Printmaking 101: Applying Liquid Ground to a Plate

Welcome to Printmaking 101 with Smidgeon Press!  This demo covers an essential process in etching: applying liquid ground to a plate. I decided to start making these tutorials to help my non-printmaker followers better understand the processes I use and talk about on this blog. Safety tips are bolded because they’re important!

Supplies for this demo:

  • degreased copper plate
  • newsprint (larger than the copper plate)
  • soft, natural-hair wash brush, around 1″ wide, that you can dedicate to using for ground
  • liquid hard ground
  • a hot plate (specialty studio equipment)
  • cotton rags (or if you must, quality paper towels)
  • a metal can with a lid to store the used rags
  • solvent-resistant gloves (nitrile or shop gloves)
  • mineral spirits
  • baby oil (mineral oil)

Etching is the process of removing bits of the plate surface using a chemical process (rather than carving directly into the surface). A plate is submerged into a bath of etchant (traditionally called the mordant or acid), which reacts with the surface and eats it away. To make an image on a plate, the artist has to be able to control where the mordant etches the surface. There are plenty of ways to do this, but the most common is by applying a ground to the surface of the plate.

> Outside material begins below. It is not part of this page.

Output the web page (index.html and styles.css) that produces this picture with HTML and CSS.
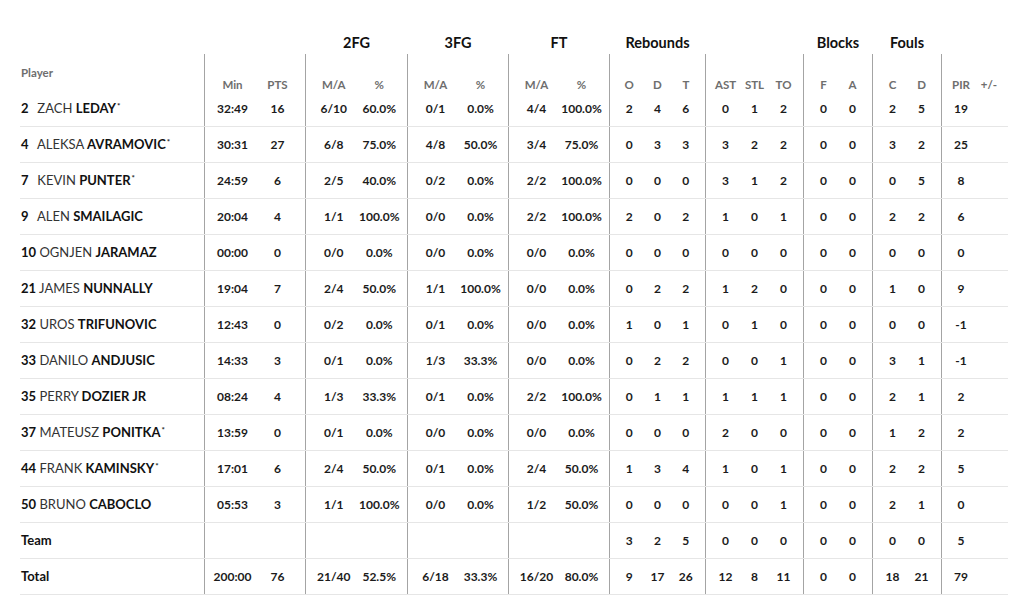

There are several types of grounds, but the one we’re dealing with today is liquid hard ground, which I currently use most often in my work. Liquid hard ground is a mixture of asphaltum, wax, and mineral spirits. You can purchase pre-mixed stuff or make it yourself (you may have to test out some recipes before you hit on a successful one).

    1. The hotplate will need time to warm up, to go ahead and turn it on first. Make sure the temperature is set around 150°F (66°C). Anything higher than that isn’t necessary, and keep in mind that all of these materials are flammable or combustible.
    2. On a work table, lay down your piece of newsprint. Set your copper plate in the middle of the sheet, making sure you have enough room around the edges to hold onto without touching the copper plate. The newsprint will act as backing, to catch your drips (less clean-up!) and allow you to move your plate around without touching it.

      Copper placed on newsprint, with brush and a bottle of liquid ground.
      My newsprint is a bit bigger than it needs to be, but you get the idea. You can also see that this plate has an image on it. I’m applying ground so that I can add more lines to it. Many plates go through multiple etches.
    3. Carefully dip your brush into the container of liquid hard ground (or, if it’s easier, pour a small amount of hard ground into a dish dedicated to the purpose). I generally start by applying the ground to the center of the plate and work out toward the edges. The natural temptation is to to start at one edge, but that usually just results in slopping too much ground onto the newsprint and bleeding under the plate. It doesn’t really matter if that happens, but why be messy?

      applying the ground using a soft brush
      This part always looks so pretty to me. You don’t have to start in the middle, but I like to.
    4. Don’t worry if you can see brush strokes in the ground, but make sure there aren’t any bristles embedded in it (sometimes brushes will shed, especially if you get a cheap one). As long as the ground is relatively even and no bright copper is showing through, you’re set. Make sure that the hot plate is warmed up before you go on to the next step.

      Copper plate with wet hard ground applied.
      It should look something like this: mostly even, no copper showing. If you use a commercially-mixed hard ground, it may look a bit lighter and thinner.
    5. Pick up opposite sides of the newsprint, allowing the copper plate to sit in it like a hammock, and set the newsprint-hammock down onto the surface of the hot plate. Let it sit for a few minutes, and it really only needs to be a few. When the ground evens to a glossy, smooth appearance, remove it from the hot plate using the newsprint and set it somewhere to cool. Be careful: the copper will be HOT, so don’t set it on a glass surface or somewhere where it’s likely to be bumped or touched.

      The grounded copper plate wrming on the hot plate.
      Heating the ground gives you a smooth surface to draw on and helps the ground dry faster, but it cannot dry completely until you remove it from the hot plate. Remember, one of the components in ground is wax, which will stay soft and pliable until it cools.
    6. While your plate cools, clean up. Turn the hot plate off, make sure the lid is on the jar of liquid ground, and clean your brush, or it will harden. You can still clean it if the ground does harden in the brush, but it’s harder than when it’s still soft. This is a good time to put on your gloves and make sure you’re in a well-ventilated area. Pour a little mineral spirits into a dish dedicated to that purpose and gently swish the brush around in it, pressing to spread the bristles apart. Wipe the brush off on a shop rag. Repeat until most of the ground is out of the brush (you’ll never get it all).

      cleaning the brush using a rag and solvent
      To condition the brush and make sure it doesn’t harden, add a couple of drops of baby oil to the bristles and gently work it through, either with your gloved hands or on the rag.
    7. Make sure you put any dirty rags into a covered, metal container. Let your grounded plate sit for 30 to 45 minutes, then start drawing! Drawing through the ground with a tool will expose areas of copper, allowing those areas to etch.